INFORMATION SHOWN
□ □ □ □
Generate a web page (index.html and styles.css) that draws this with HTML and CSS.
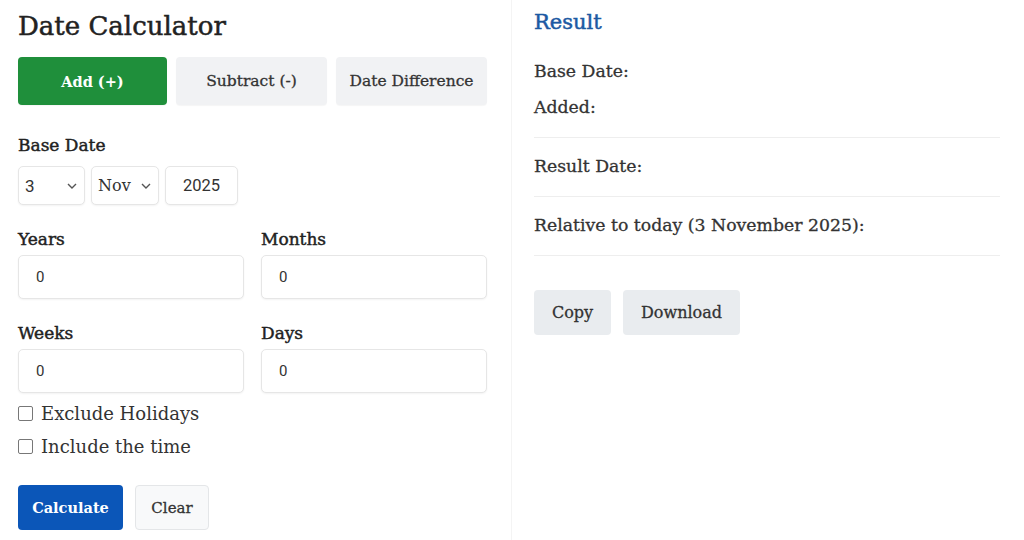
FILE: index.html
```html
<!DOCTYPE html>
<html lang="en">
<head>
<meta charset="utf-8">
<title>Date Calculator</title>
<link rel="stylesheet" href="styles.css">
</head>
<body>
<div class="page">
  <section class="calc">
    <h1 class="title">Date Calculator</h1>
    <div class="tabs">
      <button class="tab tab-active">Add (+)</button>
      <button class="tab">Subtract (-)</button>
      <button class="tab">Date Difference</button>
    </div>
    <div class="field">
      <label class="label">Base Date</label>
      <div class="date-row">
        <div class="select sel-day"><span class="sel-val num">3</span><svg class="chev" viewBox="0 0 10 6"><path d="M1 1l4 4 4-4" fill="none" stroke="#555" stroke-width="1.4"/></svg></div>
        <div class="select sel-mon"><span class="sel-val">Nov</span><svg class="chev" viewBox="0 0 10 6"><path d="M1 1l4 4 4-4" fill="none" stroke="#555" stroke-width="1.4"/></svg></div>
        <div class="year num">2025</div>
      </div>
    </div>
    <div class="grid2">
      <div class="cell">
        <label class="label">Years</label>
        <div class="input num">0</div>
      </div>
      <div class="cell">
        <label class="label">Months</label>
        <div class="input num">0</div>
      </div>
      <div class="cell">
        <label class="label">Weeks</label>
        <div class="input num">0</div>
      </div>
      <div class="cell">
        <label class="label">Days</label>
        <div class="input num">0</div>
      </div>
    </div>
    <div class="checks">
      <label class="check"><span class="box"></span>Exclude Holidays</label>
      <label class="check"><span class="box"></span>Include the time</label>
    </div>
    <div class="actions">
      <button class="btn btn-primary">Calculate</button>
      <button class="btn btn-clear">Clear</button>
    </div>
  </section>
  <section class="result">
    <h2 class="result-title">Result</h2>
    <div class="res-block res-first">
      <p class="res-line">Base Date:</p>
      <p class="res-line">Added:</p>
    </div>
    <div class="res-block">
      <p class="res-line">Result Date:</p>
    </div>
    <div class="res-block">
      <p class="res-line">Relative to today (3 November 2025):</p>
    </div>
    <div class="res-actions">
      <button class="btn btn-gray">Copy</button>
      <button class="btn btn-gray btn-wide">Download</button>
    </div>
  </section>
</div>
</body>
</html>
```

FILE: styles.css
```css
* { box-sizing: border-box; }
html, body { margin: 0; padding: 0; background: #fff; }
body {
  font-family: "Roboto Slab", "DejaVu Serif", serif;
  color: #222;
  width: 1024px;
  height: 540px;
  overflow: hidden;
}
.page {
  display: grid;
  grid-template-columns: 511px 1fr;
  height: 540px;
}
.calc {
  padding: 9px 24px 0 18px;
}
.title {
  margin: 0;
  font-size: 26px;
  font-weight: 400;
  line-height: 34px;
  color: #222;
  -webkit-text-stroke: 0.5px #222;
}
.tabs {
  display: grid;
  grid-template-columns: 149px 151px 151px;
  gap: 9px;
  margin-top: 14px;
}
.tab {
  height: 48px;
  border: none;
  border-radius: 4px;
  background: #f1f2f4;
  color: #333;
  font-family: inherit;
  font-size: 15.5px;
  font-weight: 400;
  padding: 0;
  -webkit-text-stroke: 0.3px #333;
  box-shadow: 0 1px 1px rgba(0,0,0,0.04);
}
.tab-active {
  background: #1f8f3b;
  color: #fff;
  font-size: 14.5px;
  font-weight: 700;
  -webkit-text-stroke: 0;
}
.field { margin-top: 29px; }
.label {
  display: block;
  font-size: 17px;
  font-weight: 400;
  line-height: 22px;
  color: #222;
  -webkit-text-stroke: 0.45px #222;
}
.date-row {
  display: flex;
  gap: 6px;
  margin-top: 10px;
}
.select, .year, .input {
  border: 1px solid #e6e6e6;
  border-radius: 5px;
  background: #fff;
  box-shadow: 0 1px 2px rgba(0,0,0,0.05);
}
.select {
  height: 39px;
  display: flex;
  align-items: center;
  justify-content: space-between;
  padding: 0 7px 0 6px;
  font-size: 16px;
  color: #333;
}
.sel-day { width: 67px; }
.sel-mon { width: 68px; }
.chev { width: 10px; height: 6px; }
.year {
  width: 73px;
  height: 39px;
  display: flex;
  align-items: center;
  justify-content: center;
  font-size: 16.5px;
  color: #333;
}
.num { font-family: Roboto, "Liberation Sans", sans-serif; }
.sel-val.num { font-size: 17px; }
.grid2 {
  display: grid;
  grid-template-columns: 226px 226px;
  column-gap: 17px;
  row-gap: 23px;
  margin-top: 23px;
}
.input {
  margin-top: 5px;
  height: 44px;
  display: flex;
  align-items: center;
  padding: 0 17px;
  font-size: 15px;
  color: #333;
}
.checks { margin-top: 4px; }
.check {
  display: flex;
  align-items: center;
  gap: 8px;
  font-size: 18px;
  line-height: 33px;
  color: #333;
}
.box {
  width: 15px;
  height: 15px;
  border: 1px solid #777;
  border-radius: 2px;
  background: #fff;
}
.actions {
  display: flex;
  gap: 12px;
  margin-top: 22px;
}
.btn {
  height: 45px;
  border-radius: 4px;
  font-family: inherit;
  font-size: 15px;
  font-weight: 400;
  padding: 0;
  cursor: pointer;
  -webkit-text-stroke: 0.3px #333;
}
.btn-primary {
  width: 105px;
  background: #0b56b8;
  color: #fff;
  border: none;
  font-size: 14.5px;
  font-weight: 700;
  -webkit-text-stroke: 0;
}
.btn-clear {
  width: 74px;
  background: #f8f9fa;
  border: 1px solid #e4e6e8;
  color: #333;
}
.result {
  border-left: 1px solid #f4f4f4;
  padding: 9px 24px 0 22px;
}
.result-title {
  margin: 0;
  font-size: 21px;
  font-weight: 400;
  line-height: 26px;
  color: #1c5aa3;
  -webkit-text-stroke: 0.5px #1c5aa3;
}
.res-block {
  border-bottom: 1px solid #eeeeee;
  padding: 10px 0 12px;
}
.res-first { padding-top: 18px; }
.res-line {
  margin: 0;
  font-size: 17.3px;
  line-height: 36px;
  color: #333;
  -webkit-text-stroke: 0.3px #333;
}
.res-actions {
  display: flex;
  gap: 12px;
  margin-top: 34px;
}
.btn-gray {
  width: 77px;
  background: #e9ecef;
  border: none;
  color: #333;
  font-size: 16px;
}
.btn-wide { width: 117px; }
```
□ □ □ □
WHAT IS BEING ASKED
Copy all the data exactly as written, but skip any picture.

CORRECT RESPONSE
Generate a web page (index.html and styles.css) that draws this with HTML and CSS.
FILE: index.html
```html
<!DOCTYPE html>
<html lang="en">
<head>
<meta charset="utf-8">
<title>Date Calculator</title>
<link rel="stylesheet" href="styles.css">
</head>
<body>
<div class="page">
  <section class="calc">
    <h1 class="title">Date Calculator</h1>
    <div class="tabs">
      <button class="tab tab-active">Add (+)</button>
      <button class="tab">Subtract (-)</button>
      <button class="tab">Date Difference</button>
    </div>
    <div class="field">
      <label class="label">Base Date</label>
      <div class="date-row">
        <div class="select sel-day"><span class="sel-val num">3</span><svg class="chev" viewBox="0 0 10 6"><path d="M1 1l4 4 4-4" fill="none" stroke="#555" stroke-width="1.4"/></svg></div>
        <div class="select sel-mon"><span class="sel-val">Nov</span><svg class="chev" viewBox="0 0 10 6"><path d="M1 1l4 4 4-4" fill="none" stroke="#555" stroke-width="1.4"/></svg></div>
        <div class="year num">2025</div>
      </div>
    </div>
    <div class="grid2">
      <div class="cell">
        <label class="label">Years</label>
        <div class="input num">0</div>
      </div>
      <div class="cell">
        <label class="label">Months</label>
        <div class="input num">0</div>
      </div>
      <div class="cell">
        <label class="label">Weeks</label>
        <div class="input num">0</div>
      </div>
      <div class="cell">
        <label class="label">Days</label>
        <div class="input num">0</div>
      </div>
    </div>
    <div class="checks">
      <label class="check"><span class="box"></span>Exclude Holidays</label>
      <label class="check"><span class="box"></span>Include the time</label>
    </div>
    <div class="actions">
      <button class="btn btn-primary">Calculate</button>
      <button class="btn btn-clear">Clear</button>
    </div>
  </section>
  <section class="result">
    <h2 class="result-title">Result</h2>
    <div class="res-block res-first">
      <p class="res-line">Base Date:</p>
      <p class="res-line">Added:</p>
    </div>
    <div class="res-block">
      <p class="res-line">Result Date:</p>
    </div>
    <div class="res-block">
      <p class="res-line">Relative to today (3 November 2025):</p>
    </div>
    <div class="res-actions">
      <button class="btn btn-gray">Copy</button>
      <button class="btn btn-gray btn-wide">Download</button>
    </div>
  </section>
</div>
</body>
</html>
```

FILE: styles.css
```css
* { box-sizing: border-box; }
html, body { margin: 0; padding: 0; background: #fff; }
body {
  font-family: "Roboto Slab", "DejaVu Serif", serif;
  color: #222;
  width: 1024px;
  height: 540px;
  overflow: hidden;
}
.page {
  display: grid;
  grid-template-columns: 511px 1fr;
  height: 540px;
}
.calc {
  padding: 9px 24px 0 18px;
}
.title {
  margin: 0;
  font-size: 26px;
  font-weight: 400;
  line-height: 34px;
  color: #222;
  -webkit-text-stroke: 0.5px #222;
}
.tabs {
  display: grid;
  grid-template-columns: 149px 151px 151px;
  gap: 9px;
  margin-top: 14px;
}
.tab {
  height: 48px;
  border: none;
  border-radius: 4px;
  background: #f1f2f4;
  color: #333;
  font-family: inherit;
  font-size: 15.5px;
  font-weight: 400;
  padding: 0;
  -webkit-text-stroke: 0.3px #333;
  box-shadow: 0 1px 1px rgba(0,0,0,0.04);
}
.tab-active {
  background: #1f8f3b;
  color: #fff;
  font-size: 14.5px;
  font-weight: 700;
  -webkit-text-stroke: 0;
}
.field { margin-top: 29px; }
.label {
  display: block;
  font-size: 17px;
  font-weight: 400;
  line-height: 22px;
  color: #222;
  -webkit-text-stroke: 0.45px #222;
}
.date-row {
  display: flex;
  gap: 6px;
  margin-top: 10px;
}
.select, .year, .input {
  border: 1px solid #e6e6e6;
  border-radius: 5px;
  background: #fff;
  box-shadow: 0 1px 2px rgba(0,0,0,0.05);
}
.select {
  height: 39px;
  display: flex;
  align-items: center;
  justify-content: space-between;
  padding: 0 7px 0 6px;
  font-size: 16px;
  color: #333;
}
.sel-day { width: 67px; }
.sel-mon { width: 68px; }
.chev { width: 10px; height: 6px; }
.year {
  width: 73px;
  height: 39px;
  display: flex;
  align-items: center;
  justify-content: center;
  font-size: 16.5px;
  color: #333;
}
.num { font-family: Roboto, "Liberation Sans", sans-serif; }
.sel-val.num { font-size: 17px; }
.grid2 {
  display: grid;
  grid-template-columns: 226px 226px;
  column-gap: 17px;
  row-gap: 23px;
  margin-top: 23px;
}
.input {
  margin-top: 5px;
  height: 44px;
  display: flex;
  align-items: center;
  padding: 0 17px;
  font-size: 15px;
  color: #333;
}
.checks { margin-top: 4px; }
.check {
  display: flex;
  align-items: center;
  gap: 8px;
  font-size: 18px;
  line-height: 33px;
  color: #333;
}
.box {
  width: 15px;
  height: 15px;
  border: 1px solid #777;
  border-radius: 2px;
  background: #fff;
}
.actions {
  display: flex;
  gap: 12px;
  margin-top: 22px;
}
.btn {
  height: 45px;
  border-radius: 4px;
  font-family: inherit;
  font-size: 15px;
  font-weight: 400;
  padding: 0;
  cursor: pointer;
  -webkit-text-stroke: 0.3px #333;
}
.btn-primary {
  width: 105px;
  background: #0b56b8;
  color: #fff;
  border: none;
  font-size: 14.5px;
  font-weight: 700;
  -webkit-text-stroke: 0;
}
.btn-clear {
  width: 74px;
  background: #f8f9fa;
  border: 1px solid #e4e6e8;
  color: #333;
}
.result {
  border-left: 1px solid #f4f4f4;
  padding: 9px 24px 0 22px;
}
.result-title {
  margin: 0;
  font-size: 21px;
  font-weight: 400;
  line-height: 26px;
  color: #1c5aa3;
  -webkit-text-stroke: 0.5px #1c5aa3;
}
.res-block {
  border-bottom: 1px solid #eeeeee;
  padding: 10px 0 12px;
}
.res-first { padding-top: 18px; }
.res-line {
  margin: 0;
  font-size: 17.3px;
  line-height: 36px;
  color: #333;
  -webkit-text-stroke: 0.3px #333;
}
.res-actions {
  display: flex;
  gap: 12px;
  margin-top: 34px;
}
.btn-gray {
  width: 77px;
  background: #e9ecef;
  border: none;
  color: #333;
  font-size: 16px;
}
.btn-wide { width: 117px; }
```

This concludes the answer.